I don't understand this line. Is there something missing?

This is a convention that takes a bit of getting used to (or at least, it did for me). For every vector $\vec{V}$ there is a corresponding operator, "the directional derivative in the direction of $\vec{V}$":
$\vec{V} \cdot \nabla$
which is an operator that takes a scalar field $\Phi$ and returns another scalar field. In a particular coordinate system, we can represent the effect of this operator in the following way:

$\vec{V} \cdot \nabla \Phi = \sum_j V^j \dfrac{\partial \Phi}{\partial x^j}$

Since every vector $\vec{V}$ corresponds to exactly one such operator, a modern approach is to just identify $\vec{V}$ with its directional derivative. So $V(\Phi)$ just means the same thing as $\vec{V} \cdot \nabla \Phi$

 

[stevendaryl]

Since every vector $\vec{V}$ corresponds to exactly one such operator, a modern approach is to just identify $\vec{V}$ with its directional derivative.

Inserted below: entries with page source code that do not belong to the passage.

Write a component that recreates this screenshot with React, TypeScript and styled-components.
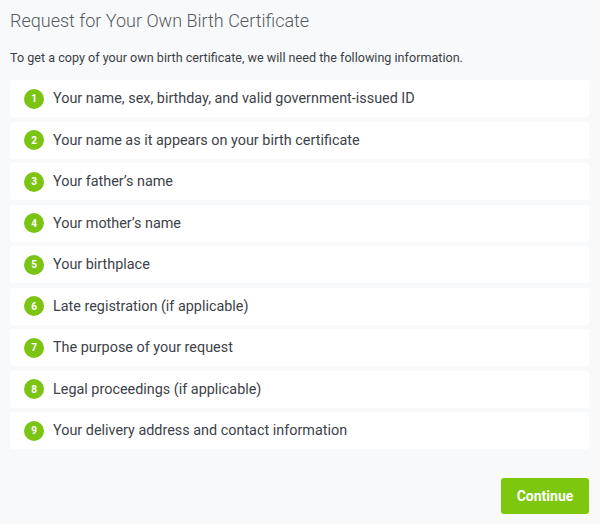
import React from "react";
import styled, { createGlobalStyle } from "styled-components";

const Global = createGlobalStyle`
  html, body { margin: 0; padding: 0; background: #f8f9fb; }
  body { font-family: Roboto, "Liberation Sans", sans-serif; }
`;

const Page = styled.div`
  width: 600px;
  height: 524px;
  box-sizing: border-box;
  padding: 9px 11px 0 10px;
  display: flex;
  flex-direction: column;
`;

const Title = styled.h1`
  margin: 0;
  font-weight: 300;
  font-size: 18px;
  line-height: 24px;
  color: #555a60;
`;

const Intro = styled.p`
  margin: 16px 0 0;
  font-size: 12.6px;
  line-height: 18px;
  color: #3a3f45;
`;

const List = styled.ol`
  list-style: none;
  margin: 13px 0 0;
  padding: 0;
  display: flex;
  flex-direction: column;
  gap: 4.5px;
`;

const Row = styled.li`
  height: 37px;
  background: #ffffff;
  border-radius: 3px;
  display: flex;
  align-items: center;
  padding-left: 14px;
  gap: 9px;
`;

const Badge = styled.span`
  width: 20px;
  height: 20px;
  border-radius: 50%;
  background: #7cc414;
  color: #fff;
  font-size: 10px;
  font-weight: 700;
  display: inline-flex;
  align-items: center;
  justify-content: center;
  flex: none;
`;

const Label = styled.span`
  font-size: 14.4px;
  color: #3d4249;
`;

const Footer = styled.div`
  display: flex;
  justify-content: flex-end;
  margin-top: 29px;
`;

const Button = styled.button`
  width: 88px;
  height: 36px;
  border: none;
  border-radius: 3px;
  background: #7ec70f;
  color: #fff;
  font-family: Roboto, "Liberation Sans", sans-serif;
  font-weight: 700;
  font-size: 14px;
  cursor: pointer;
`;

const items = [
  "Your name, sex, birthday, and valid government-issued ID",
  "Your name as it appears on your birth certificate",
  "Your father’s name",
  "Your mother’s name",
  "Your birthplace",
  "Late registration (if applicable)",
  "The purpose of your request",
  "Legal proceedings (if applicable)",
  "Your delivery address and contact information",
];

export default function App() {
  return (
    <>
      <Global />
      <Page>
        <Title>Request for Your Own Birth Certificate</Title>
        <Intro>To get a copy of your own birth certificate, we will need the following information.</Intro>
        <List>
          {items.map((t, i) => (
            <Row key={i}>
              <Badge>{i + 1}</Badge>
              <Label>{t}</Label>
            </Row>
          ))}
        </List>
        <Footer>
          <Button>Continue</Button>
        </Footer>
      </Page>
    </>
  );
}
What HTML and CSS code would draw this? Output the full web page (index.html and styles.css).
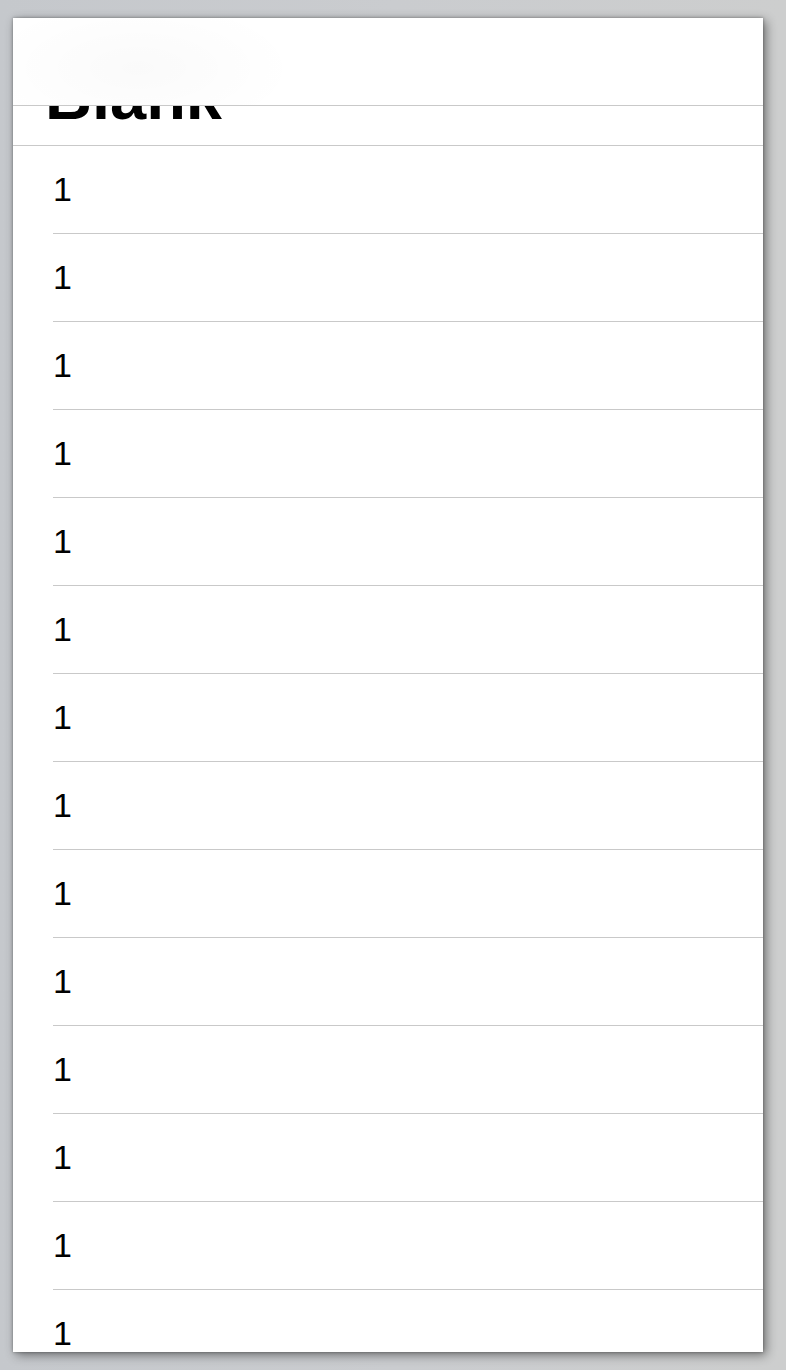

So $V(\Phi)$ just means the same thing as $\vec{V} \cdot \nabla \Phi$

The conceptual advantage to this understanding of vectors is that you can make sense of vectors without introducing a particular basis or coordinate system.

 

[Orodruin]

I don't understand this line. Is there something missing?

Nothing is missing. It is saying that the directional derivative implied by the connection must coincide with the natural directional derivative of a scalar field when acting on a scalar field. (Note that this derivative is describable using the standard definition of a directional derivative since the difference in the definition is just a difference of numbers.)